- Dataset excerpt -
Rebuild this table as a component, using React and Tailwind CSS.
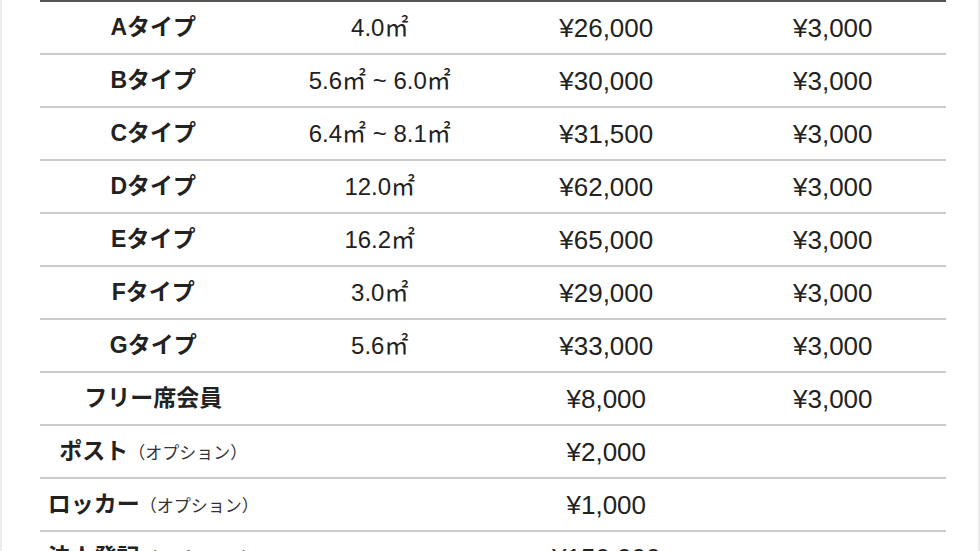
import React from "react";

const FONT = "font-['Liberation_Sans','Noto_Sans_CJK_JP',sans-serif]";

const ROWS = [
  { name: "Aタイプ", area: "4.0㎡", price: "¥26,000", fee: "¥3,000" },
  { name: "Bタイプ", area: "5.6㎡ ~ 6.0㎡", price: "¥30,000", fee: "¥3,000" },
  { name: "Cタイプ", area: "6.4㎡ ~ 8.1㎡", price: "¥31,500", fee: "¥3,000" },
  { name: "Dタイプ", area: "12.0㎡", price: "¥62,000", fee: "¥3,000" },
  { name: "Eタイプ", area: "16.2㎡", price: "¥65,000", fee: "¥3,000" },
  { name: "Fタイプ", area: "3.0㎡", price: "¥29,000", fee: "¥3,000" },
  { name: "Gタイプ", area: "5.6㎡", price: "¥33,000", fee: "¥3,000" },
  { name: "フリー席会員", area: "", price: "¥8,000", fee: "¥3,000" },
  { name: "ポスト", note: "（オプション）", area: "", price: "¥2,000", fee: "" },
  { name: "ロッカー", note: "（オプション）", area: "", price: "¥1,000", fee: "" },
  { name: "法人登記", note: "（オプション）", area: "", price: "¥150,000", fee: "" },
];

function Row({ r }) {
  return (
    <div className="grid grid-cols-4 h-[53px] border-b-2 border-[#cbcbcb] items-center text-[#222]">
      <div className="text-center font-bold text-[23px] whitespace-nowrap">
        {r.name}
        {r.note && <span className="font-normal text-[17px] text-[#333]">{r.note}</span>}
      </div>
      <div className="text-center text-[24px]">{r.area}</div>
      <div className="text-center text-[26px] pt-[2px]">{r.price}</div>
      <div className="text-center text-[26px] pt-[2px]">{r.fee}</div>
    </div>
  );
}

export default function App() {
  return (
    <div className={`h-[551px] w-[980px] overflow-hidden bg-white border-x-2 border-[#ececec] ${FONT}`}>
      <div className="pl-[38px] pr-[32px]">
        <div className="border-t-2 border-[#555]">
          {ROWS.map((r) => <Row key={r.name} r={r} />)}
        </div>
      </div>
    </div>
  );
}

- Written task -
Output all of the data exactly as it stands, minus any images.

- Task response -
Rebuild this table as a component, using React and Tailwind CSS.
import React from "react";

const FONT = "font-['Liberation_Sans','Noto_Sans_CJK_JP',sans-serif]";

const ROWS = [
  { name: "Aタイプ", area: "4.0㎡", price: "¥26,000", fee: "¥3,000" },
  { name: "Bタイプ", area: "5.6㎡ ~ 6.0㎡", price: "¥30,000", fee: "¥3,000" },
  { name: "Cタイプ", area: "6.4㎡ ~ 8.1㎡", price: "¥31,500", fee: "¥3,000" },
  { name: "Dタイプ", area: "12.0㎡", price: "¥62,000", fee: "¥3,000" },
  { name: "Eタイプ", area: "16.2㎡", price: "¥65,000", fee: "¥3,000" },
  { name: "Fタイプ", area: "3.0㎡", price: "¥29,000", fee: "¥3,000" },
  { name: "Gタイプ", area: "5.6㎡", price: "¥33,000", fee: "¥3,000" },
  { name: "フリー席会員", area: "", price: "¥8,000", fee: "¥3,000" },
  { name: "ポスト", note: "（オプション）", area: "", price: "¥2,000", fee: "" },
  { name: "ロッカー", note: "（オプション）", area: "", price: "¥1,000", fee: "" },
  { name: "法人登記", note: "（オプション）", area: "", price: "¥150,000", fee: "" },
];

function Row({ r }) {
  return (
    <div className="grid grid-cols-4 h-[53px] border-b-2 border-[#cbcbcb] items-center text-[#222]">
      <div className="text-center font-bold text-[23px] whitespace-nowrap">
        {r.name}
        {r.note && <span className="font-normal text-[17px] text-[#333]">{r.note}</span>}
      </div>
      <div className="text-center text-[24px]">{r.area}</div>
      <div className="text-center text-[26px] pt-[2px]">{r.price}</div>
      <div className="text-center text-[26px] pt-[2px]">{r.fee}</div>
    </div>
  );
}

export default function App() {
  return (
    <div className={`h-[551px] w-[980px] overflow-hidden bg-white border-x-2 border-[#ececec] ${FONT}`}>
      <div className="pl-[38px] pr-[32px]">
        <div className="border-t-2 border-[#555]">
          {ROWS.map((r) => <Row key={r.name} r={r} />)}
        </div>
      </div>
    </div>
  );
}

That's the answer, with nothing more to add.